Since Jonestown’s tragic implosion, a virtual flood of books, articles, and films has presented the Temple in a consistently harsh light, with little reflection on the salutary roles it did perform. Most of these works seem uncannily similar to the denunciations of Father Divine and the Peace Mission of the 1930s. Like its predecessor, Peoples Temple has been smeared with unfounded rumors of being a front for either foreign or domestic intelligence services set up to use the members as dupes and/or as foils of an unscrupulous leadership. Others posit that Peoples Temple – like the Peace Mission – was either a Communist front deceptively acting like a church to fool the US government social minders, or a secret right wing racist group deceptively using the cover of a Black church and socialism to lure unsuspecting Black men, women and children to their slaughter. The public is now beset with apostate tales of untenable and unethical sexual escapades at the highest levels of the Temple, and other, less lurid accounts, including those by Temple survivors, don’t carry the same resonance.

Given the horror of November 18, 1978, it is this researcher’s view that a more nuanced and balanced approach to the actual political reality of Peoples Temple, unlike the one underway for the late Father Divine and his dying movement, is less than likely to happen soon.

Endnotes

[i] These recent works on Father Divine include Kenneth E. Burnham, God Comes To America (Boston: Lambeth Press, 1979); Mother Divine, The Peace Mission Movement (New York: Anno Domini Father Divine Publications, 1982); Robert Weisbrot, Father Divine (Boston: Beacon Press, 1984); Jill Watts, God, Harlem, U.S.A.: The Father Divine Story (Berkeley: University of California Press, 1995); and Carlton Mabee (Promised Land: Father Divine’s Interracial Communities in Ulster County, New York (Fleischmanns, NY: Purple Mountain Press, 2008).

[ii] Besides the ongoing newspaper accounts of Father Divine and the Peace Mission in the New York Amsterdam News and the Hearst press in the 1930s, two major biographies on Divine – John Hoshor, God In A Rolls Royce (New York: Hillman-Curl, Inc, 1936); and Robert Parker, The Incredible Messiah: The Deification of Father Divine (Boston: Little, Brown and Company, 1937) – appeared when he was at his height.

[iii] During World War I, Major Devine’s group in Sayville, New York was suspected of being a secret headquarters for Kaiser Wilhelm’s Germany, in part because his commune home on Macon Street had been purchased from a member of Sayville’s ethnic German community.
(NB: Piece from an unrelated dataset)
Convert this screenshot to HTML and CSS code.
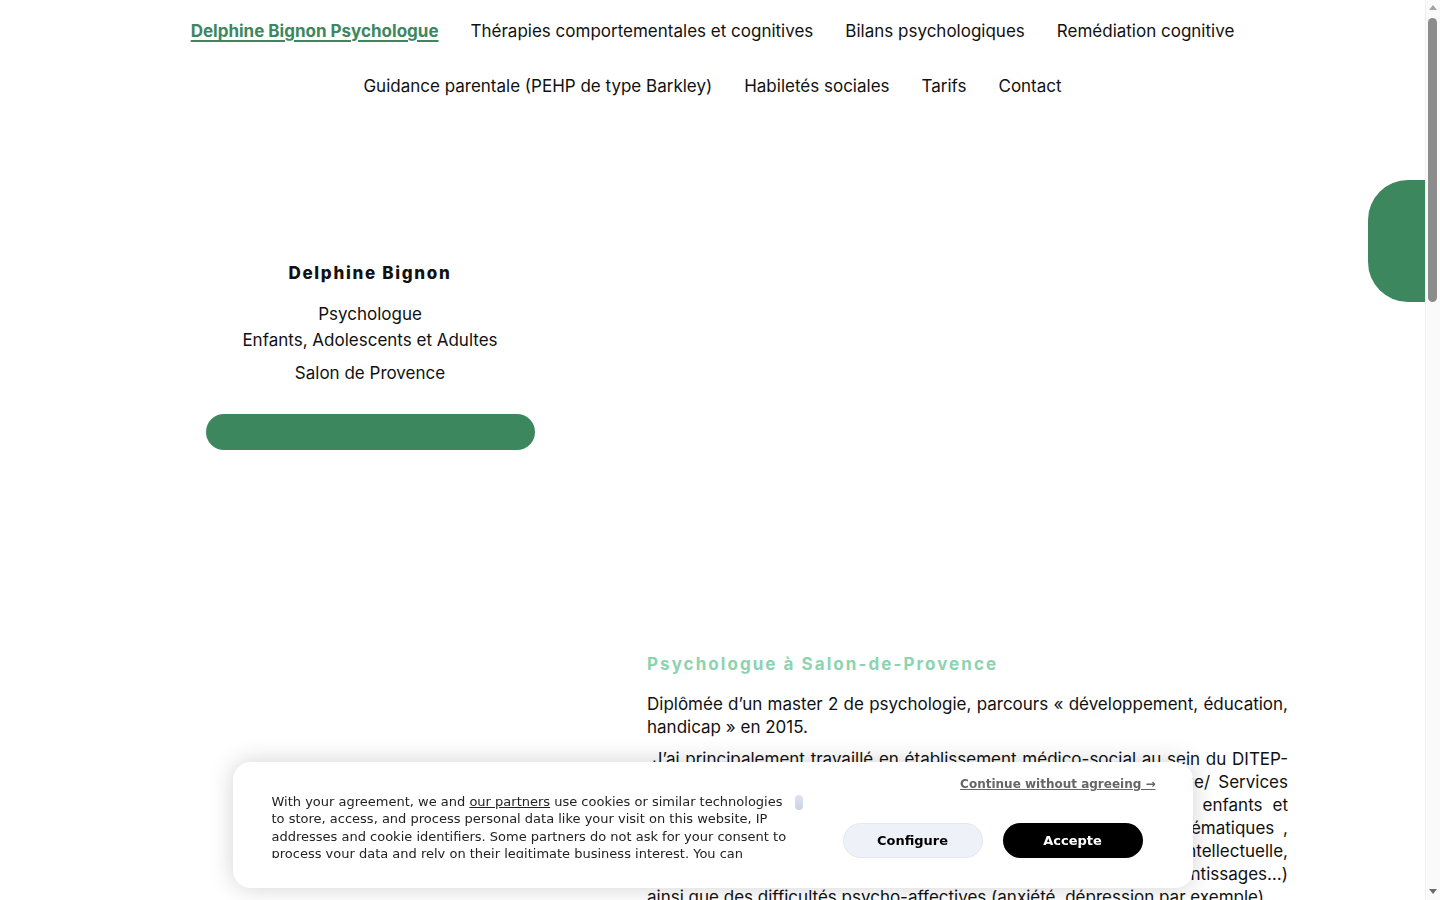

Detractors reasoned that German intelligence and the Divine cult had united to culturally and politically subvert the US system from within. See “Sayville, New York”; see also Parker, 3-4; and Watts, 52.
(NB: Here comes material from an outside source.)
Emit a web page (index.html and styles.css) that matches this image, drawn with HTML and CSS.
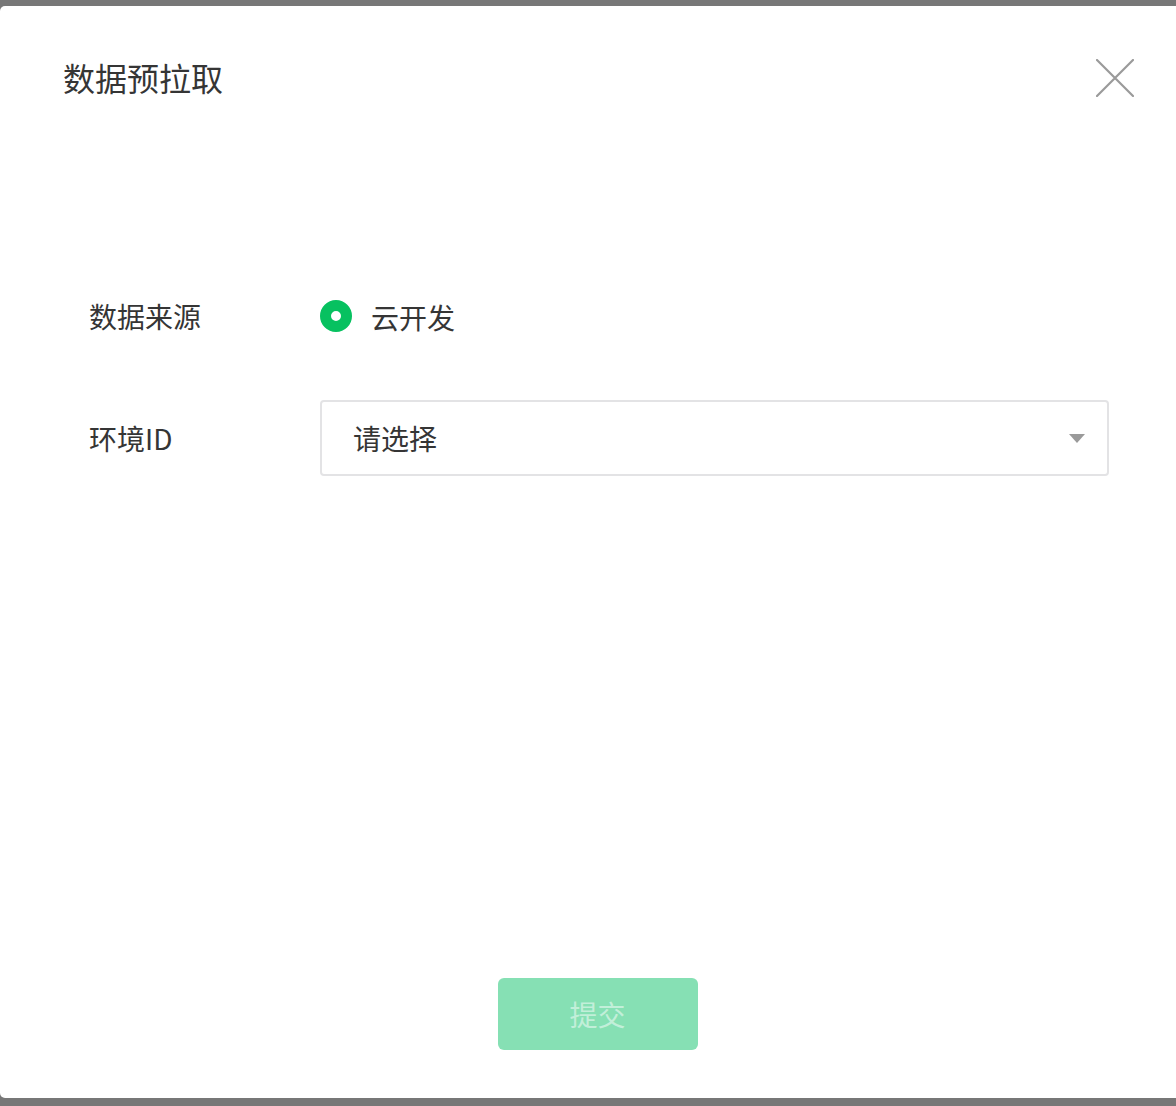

[iv] At a UNIA convention in 1937, Marcus Garvey gave voice to a long-whispered rumor circulating in the Black community that “scheming Whites” were behind a carefully-laid plot to use Divine and his cult to convince Blacks not to have sex so as to prevent Black children from being brought into the world, which would lead to race suicide within one generation. See Beryl Satter, “Marcus Garvey, Father Divine and the Gender Politics of Race Difference and Race Neutrality,” American Quarterly Vol. 48, No. 1 (Mar., 1996), 43-76.

[v] Internal Communist Party opposition to the Divine movement came from the party rank-and-file – both White and Black – which charged that the Peace Mission movement was a rich capitalist-backed plot to use Divine and his socialism to destroy the party’s influence with Black people. See Mark Naison, Communists in Harlem during the Depression (Champaign, IL: University of Illinois Press, 2004), 129; and Watts, 119.

[vi] William Randolph Hearst was a rich White owner of a large press empire in the 1930s and a political rightist who targeted both the CPUSA and the Divine movement as enemies of America. His wealth, power and influence allowed him to instigate much of the FBI’s surveillance of both groups. He also helped finance the case that Faithful Mary, a high-level apostate brought against the Divine movement, including her exposé of Divine entitled “God”: He’s just a natural man (Philadelphia: Universal Light, 1937) which described him as a Machiavellian sex fiend. See also Naison, 142-144; Earl Ofari Hutchinson, Blacks and Reds: Race and Class in Conflict, 1919-1990 (East Lansing, MI: Michigan State University Press, 1995), 99 & 164; Watts, 149, 154-160, 166 & 223n.40; and “William Randolph Hearst.”

[vii] For examples of the negative reports on Peoples Temple in 1970s San Francisco, see the Lester Kinsolving series of articles (also located here).